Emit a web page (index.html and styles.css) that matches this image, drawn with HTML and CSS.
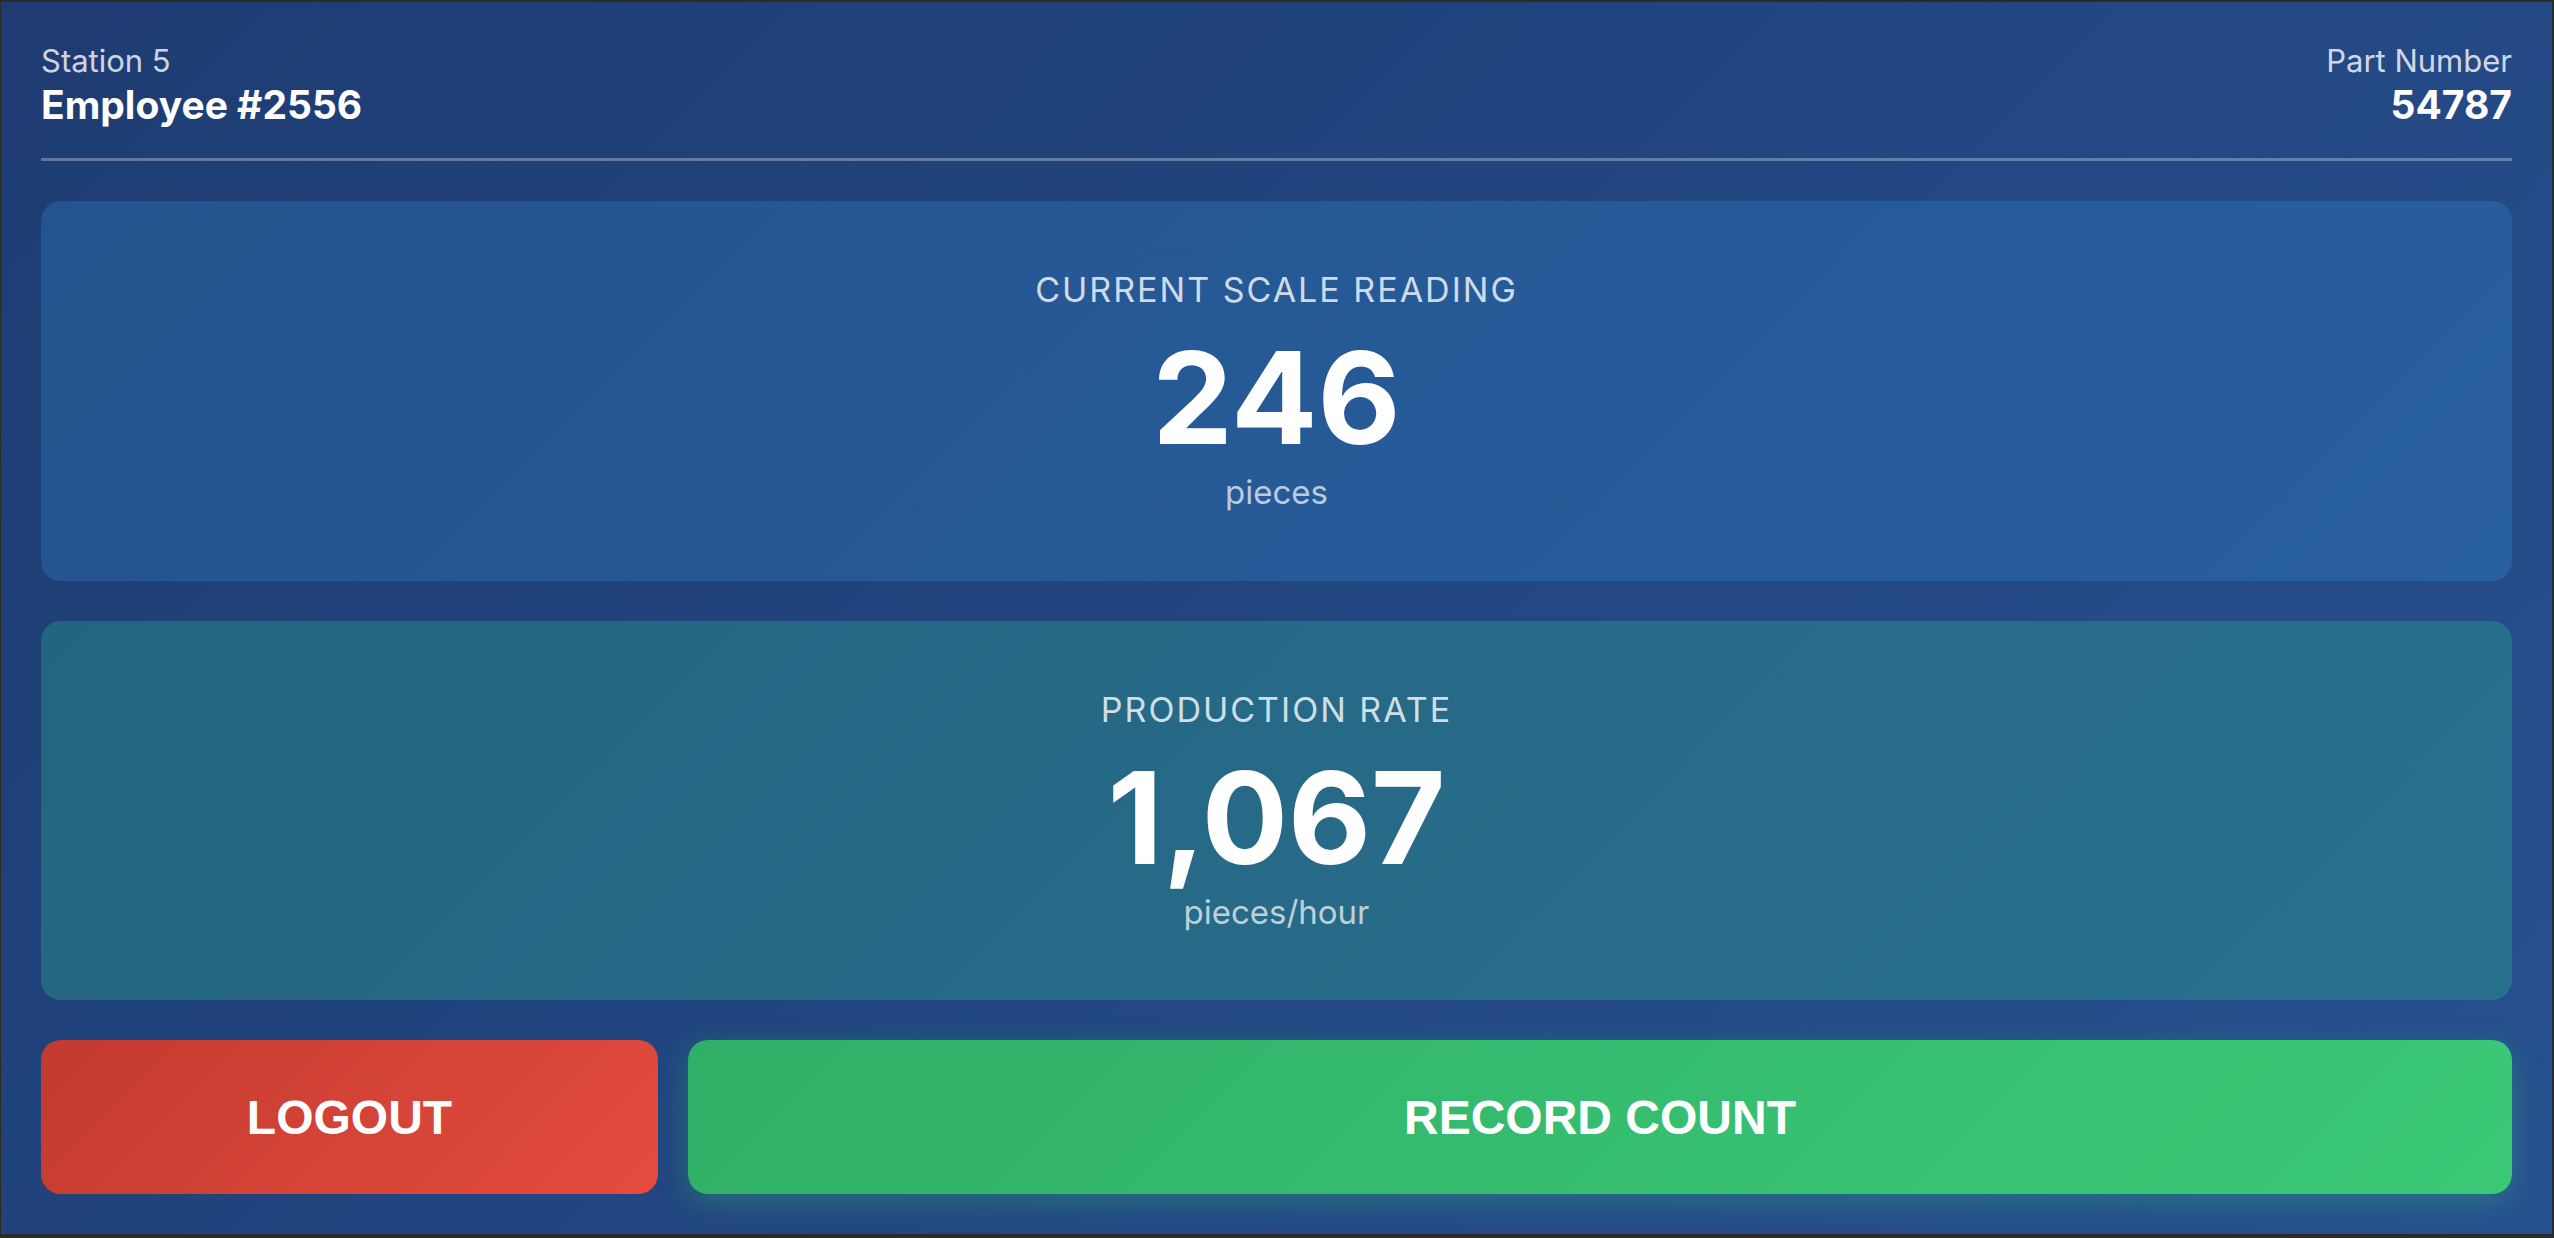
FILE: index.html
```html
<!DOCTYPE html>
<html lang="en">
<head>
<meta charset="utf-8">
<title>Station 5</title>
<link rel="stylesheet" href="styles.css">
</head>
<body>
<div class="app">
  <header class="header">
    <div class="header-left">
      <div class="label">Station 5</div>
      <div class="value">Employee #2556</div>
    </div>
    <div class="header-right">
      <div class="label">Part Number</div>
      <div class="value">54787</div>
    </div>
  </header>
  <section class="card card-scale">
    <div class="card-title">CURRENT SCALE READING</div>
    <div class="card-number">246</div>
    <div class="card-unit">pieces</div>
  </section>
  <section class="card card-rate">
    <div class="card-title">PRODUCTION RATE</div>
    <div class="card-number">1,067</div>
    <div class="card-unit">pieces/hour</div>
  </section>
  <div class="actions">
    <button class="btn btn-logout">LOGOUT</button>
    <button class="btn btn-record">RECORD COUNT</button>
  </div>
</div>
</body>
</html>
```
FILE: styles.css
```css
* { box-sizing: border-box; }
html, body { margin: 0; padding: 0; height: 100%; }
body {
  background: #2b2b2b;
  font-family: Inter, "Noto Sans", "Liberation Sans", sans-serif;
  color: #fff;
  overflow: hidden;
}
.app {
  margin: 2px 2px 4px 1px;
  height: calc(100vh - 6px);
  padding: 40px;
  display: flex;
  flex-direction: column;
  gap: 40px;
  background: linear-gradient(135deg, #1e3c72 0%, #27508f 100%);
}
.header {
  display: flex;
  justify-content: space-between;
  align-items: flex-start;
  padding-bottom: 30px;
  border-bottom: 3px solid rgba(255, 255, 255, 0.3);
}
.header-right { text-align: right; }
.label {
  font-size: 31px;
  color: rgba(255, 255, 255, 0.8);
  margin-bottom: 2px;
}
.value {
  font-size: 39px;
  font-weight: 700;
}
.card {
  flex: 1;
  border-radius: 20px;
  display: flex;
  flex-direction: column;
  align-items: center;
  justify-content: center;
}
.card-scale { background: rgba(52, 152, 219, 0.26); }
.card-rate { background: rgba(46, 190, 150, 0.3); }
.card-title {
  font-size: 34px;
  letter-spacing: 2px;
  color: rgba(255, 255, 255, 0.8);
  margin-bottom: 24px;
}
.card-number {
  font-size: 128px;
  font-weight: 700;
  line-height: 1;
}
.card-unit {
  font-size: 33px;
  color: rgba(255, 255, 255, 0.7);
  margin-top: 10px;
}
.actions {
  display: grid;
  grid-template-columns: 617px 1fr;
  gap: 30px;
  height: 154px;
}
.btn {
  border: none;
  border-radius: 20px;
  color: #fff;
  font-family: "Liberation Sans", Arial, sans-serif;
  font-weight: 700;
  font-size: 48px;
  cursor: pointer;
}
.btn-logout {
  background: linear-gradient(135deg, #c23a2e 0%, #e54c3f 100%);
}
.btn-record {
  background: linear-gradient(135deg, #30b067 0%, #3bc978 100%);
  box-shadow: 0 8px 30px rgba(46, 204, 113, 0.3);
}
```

--

- **Exercise task**
Make an exact copy of all the material, but keep the pictures out of it.

- **Response for this exercise**
Emit a web page (index.html and styles.css) that matches this image, drawn with HTML and CSS.
FILE: index.html
```html
<!DOCTYPE html>
<html lang="en">
<head>
<meta charset="utf-8">
<title>Station 5</title>
<link rel="stylesheet" href="styles.css">
</head>
<body>
<div class="app">
  <header class="header">
    <div class="header-left">
      <div class="label">Station 5</div>
      <div class="value">Employee #2556</div>
    </div>
    <div class="header-right">
      <div class="label">Part Number</div>
      <div class="value">54787</div>
    </div>
  </header>
  <section class="card card-scale">
    <div class="card-title">CURRENT SCALE READING</div>
    <div class="card-number">246</div>
    <div class="card-unit">pieces</div>
  </section>
  <section class="card card-rate">
    <div class="card-title">PRODUCTION RATE</div>
    <div class="card-number">1,067</div>
    <div class="card-unit">pieces/hour</div>
  </section>
  <div class="actions">
    <button class="btn btn-logout">LOGOUT</button>
    <button class="btn btn-record">RECORD COUNT</button>
  </div>
</div>
</body>
</html>
```
FILE: styles.css
```css
* { box-sizing: border-box; }
html, body { margin: 0; padding: 0; height: 100%; }
body {
  background: #2b2b2b;
  font-family: Inter, "Noto Sans", "Liberation Sans", sans-serif;
  color: #fff;
  overflow: hidden;
}
.app {
  margin: 2px 2px 4px 1px;
  height: calc(100vh - 6px);
  padding: 40px;
  display: flex;
  flex-direction: column;
  gap: 40px;
  background: linear-gradient(135deg, #1e3c72 0%, #27508f 100%);
}
.header {
  display: flex;
  justify-content: space-between;
  align-items: flex-start;
  padding-bottom: 30px;
  border-bottom: 3px solid rgba(255, 255, 255, 0.3);
}
.header-right { text-align: right; }
.label {
  font-size: 31px;
  color: rgba(255, 255, 255, 0.8);
  margin-bottom: 2px;
}
.value {
  font-size: 39px;
  font-weight: 700;
}
.card {
  flex: 1;
  border-radius: 20px;
  display: flex;
  flex-direction: column;
  align-items: center;
  justify-content: center;
}
.card-scale { background: rgba(52, 152, 219, 0.26); }
.card-rate { background: rgba(46, 190, 150, 0.3); }
.card-title {
  font-size: 34px;
  letter-spacing: 2px;
  color: rgba(255, 255, 255, 0.8);
  margin-bottom: 24px;
}
.card-number {
  font-size: 128px;
  font-weight: 700;
  line-height: 1;
}
.card-unit {
  font-size: 33px;
  color: rgba(255, 255, 255, 0.7);
  margin-top: 10px;
}
.actions {
  display: grid;
  grid-template-columns: 617px 1fr;
  gap: 30px;
  height: 154px;
}
.btn {
  border: none;
  border-radius: 20px;
  color: #fff;
  font-family: "Liberation Sans", Arial, sans-serif;
  font-weight: 700;
  font-size: 48px;
  cursor: pointer;
}
.btn-logout {
  background: linear-gradient(135deg, #c23a2e 0%, #e54c3f 100%);
}
.btn-record {
  background: linear-gradient(135deg, #30b067 0%, #3bc978 100%);
  box-shadow: 0 8px 30px rgba(46, 204, 113, 0.3);
}
```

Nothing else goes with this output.